§ JOB
Without including the pictures, copy out every line below.

§ DATASET EXTRACT
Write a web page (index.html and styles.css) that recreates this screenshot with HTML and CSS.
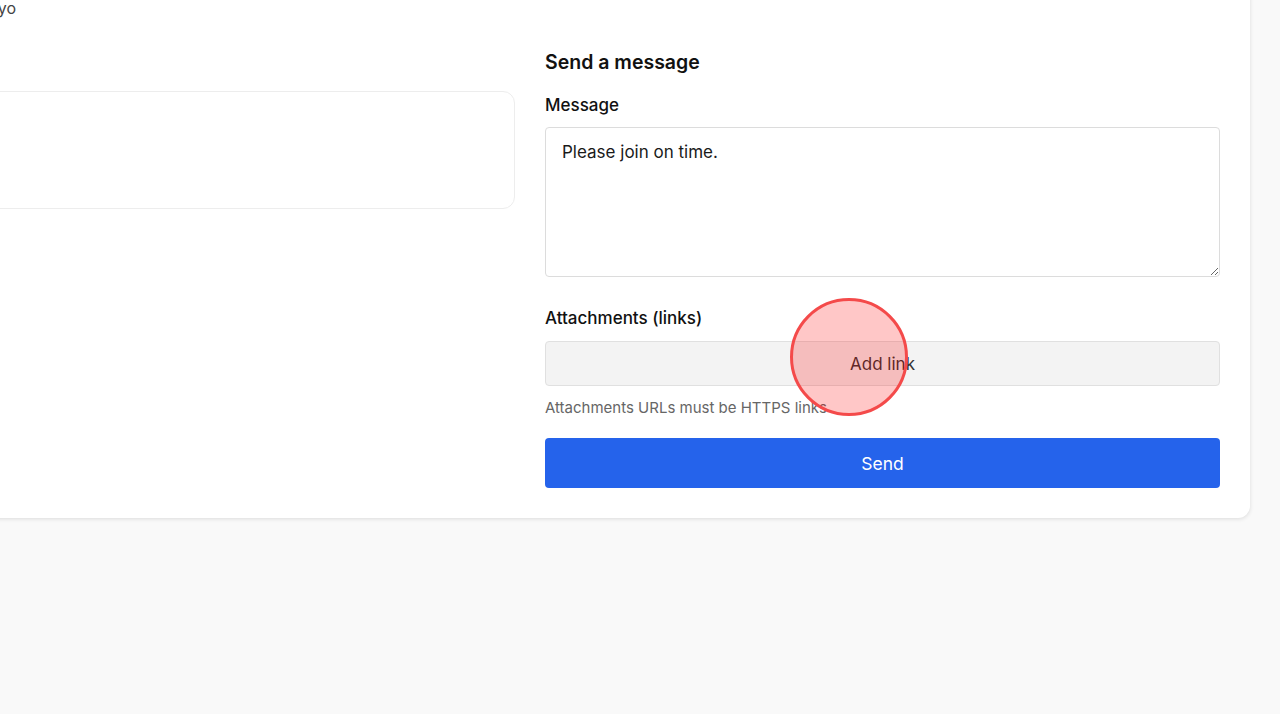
FILE: index.html
```html
<!DOCTYPE html>
<html>
<head>
  <meta charset="UTF-8">
  <title>Send a message</title>
  <link rel="stylesheet" href="styles.css">
</head>
<body>
  <div class="card">
    <div class="details">
      <div class="detail-line">Asia/Tokyo</div>
      <div class="detail-box"></div>
    </div>

    <form class="compose">
      <h2 class="compose-title">Send a message</h2>

      <label class="field-label" for="message">Message</label>
      <textarea id="message" class="message-input">Please join on time.</textarea>

      <div class="field-label attach-label">Attachments (links)</div>
      <button type="button" class="add-link">Add link</button>
      <p class="hint">Attachments URLs must be HTTPS links</p>

      <button type="button" class="send">Send</button>
    </form>
  </div>

  <div class="click-marker"></div>
</body>
</html>
```

FILE: styles.css
```css
html, body {
  margin: 0;
  padding: 0;
  height: 100%;
}

body {
  font-family: Inter, 'Noto Sans', 'Liberation Sans', sans-serif;
  background: #f9f9f9;
  color: #1a1a1a;
  overflow: hidden;
  position: relative;
}

.card {
  width: 1440px;
  margin: -60px 0 0 -190px;
  padding: 30px;
  box-sizing: border-box;
  background: white;
  border-radius: 12px;
  box-shadow: 0 1px 4px rgba(0, 0, 0, 0.12);
  display: grid;
  grid-template-columns: 1fr 1fr;
  gap: 30px;
}

.details {
  display: flex;
  flex-direction: column;
}

.detail-line {
  width: 176px;
  margin-top: 26px;
  text-align: right;
  font-size: 16px;
  line-height: 24px;
  color: #444;
}

.detail-box {
  margin-top: 71px;
  height: 118px;
  border: 1px solid #ededed;
  border-radius: 12px;
  box-sizing: border-box;
}

.compose {
  display: flex;
  flex-direction: column;
  margin: 0;
}

.compose-title {
  margin: 78px 0 0 0;
  font-size: 19.5px;
  line-height: 28px;
  font-weight: 600;
  color: #111;
}

.field-label {
  margin-top: 17px;
  margin-bottom: 10px;
  font-size: 17px;
  line-height: 24px;
  font-weight: 500;
  color: #111;
}

.message-input {
  height: 150px;
  padding: 12px 16px;
  box-sizing: border-box;
  border: 1px solid #dcdcdc;
  border-radius: 4px;
  font-family: inherit;
  font-size: 17px;
  line-height: 24px;
  color: #1a1a1a;
  resize: vertical;
  outline: none;
}

.attach-label {
  margin-top: 29px;
  margin-bottom: 11px;
}

.add-link {
  height: 45px;
  background: #f3f3f3;
  border: 1px solid #e0e0e0;
  border-radius: 4px;
  font-family: inherit;
  font-size: 17px;
  padding-top: 2px;
  color: #333;
  cursor: pointer;
}

.hint {
  margin: 12px 0 0 0;
  font-size: 15px;
  line-height: 20px;
  color: #666;
}

.send {
  margin-top: 20px;
  height: 50px;
  background: #2563eb;
  border: none;
  border-radius: 4px;
  font-family: inherit;
  font-size: 17.5px;
  padding-top: 2px;
  color: white;
  cursor: pointer;
}

/* click indicator */
.click-marker {
  position: absolute;
  left: 790px;
  top: 298px;
  width: 118px;
  height: 118px;
  box-sizing: border-box;
  border: 3px solid #f44a4a;
  border-radius: 50%;
  background: rgba(255, 0, 0, 0.22);
}
```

§ ANSWER FOR THE TASK
Write a web page (index.html and styles.css) that recreates this screenshot with HTML and CSS.
FILE: index.html
```html
<!DOCTYPE html>
<html>
<head>
  <meta charset="UTF-8">
  <title>Send a message</title>
  <link rel="stylesheet" href="styles.css">
</head>
<body>
  <div class="card">
    <div class="details">
      <div class="detail-line">Asia/Tokyo</div>
      <div class="detail-box"></div>
    </div>

    <form class="compose">
      <h2 class="compose-title">Send a message</h2>

      <label class="field-label" for="message">Message</label>
      <textarea id="message" class="message-input">Please join on time.</textarea>

      <div class="field-label attach-label">Attachments (links)</div>
      <button type="button" class="add-link">Add link</button>
      <p class="hint">Attachments URLs must be HTTPS links</p>

      <button type="button" class="send">Send</button>
    </form>
  </div>

  <div class="click-marker"></div>
</body>
</html>
```

FILE: styles.css
```css
html, body {
  margin: 0;
  padding: 0;
  height: 100%;
}

body {
  font-family: Inter, 'Noto Sans', 'Liberation Sans', sans-serif;
  background: #f9f9f9;
  color: #1a1a1a;
  overflow: hidden;
  position: relative;
}

.card {
  width: 1440px;
  margin: -60px 0 0 -190px;
  padding: 30px;
  box-sizing: border-box;
  background: white;
  border-radius: 12px;
  box-shadow: 0 1px 4px rgba(0, 0, 0, 0.12);
  display: grid;
  grid-template-columns: 1fr 1fr;
  gap: 30px;
}

.details {
  display: flex;
  flex-direction: column;
}

.detail-line {
  width: 176px;
  margin-top: 26px;
  text-align: right;
  font-size: 16px;
  line-height: 24px;
  color: #444;
}

.detail-box {
  margin-top: 71px;
  height: 118px;
  border: 1px solid #ededed;
  border-radius: 12px;
  box-sizing: border-box;
}

.compose {
  display: flex;
  flex-direction: column;
  margin: 0;
}

.compose-title {
  margin: 78px 0 0 0;
  font-size: 19.5px;
  line-height: 28px;
  font-weight: 600;
  color: #111;
}

.field-label {
  margin-top: 17px;
  margin-bottom: 10px;
  font-size: 17px;
  line-height: 24px;
  font-weight: 500;
  color: #111;
}

.message-input {
  height: 150px;
  padding: 12px 16px;
  box-sizing: border-box;
  border: 1px solid #dcdcdc;
  border-radius: 4px;
  font-family: inherit;
  font-size: 17px;
  line-height: 24px;
  color: #1a1a1a;
  resize: vertical;
  outline: none;
}

.attach-label {
  margin-top: 29px;
  margin-bottom: 11px;
}

.add-link {
  height: 45px;
  background: #f3f3f3;
  border: 1px solid #e0e0e0;
  border-radius: 4px;
  font-family: inherit;
  font-size: 17px;
  padding-top: 2px;
  color: #333;
  cursor: pointer;
}

.hint {
  margin: 12px 0 0 0;
  font-size: 15px;
  line-height: 20px;
  color: #666;
}

.send {
  margin-top: 20px;
  height: 50px;
  background: #2563eb;
  border: none;
  border-radius: 4px;
  font-family: inherit;
  font-size: 17.5px;
  padding-top: 2px;
  color: white;
  cursor: pointer;
}

/* click indicator */
.click-marker {
  position: absolute;
  left: 790px;
  top: 298px;
  width: 118px;
  height: 118px;
  box-sizing: border-box;
  border: 3px solid #f44a4a;
  border-radius: 50%;
  background: rgba(255, 0, 0, 0.22);
}
```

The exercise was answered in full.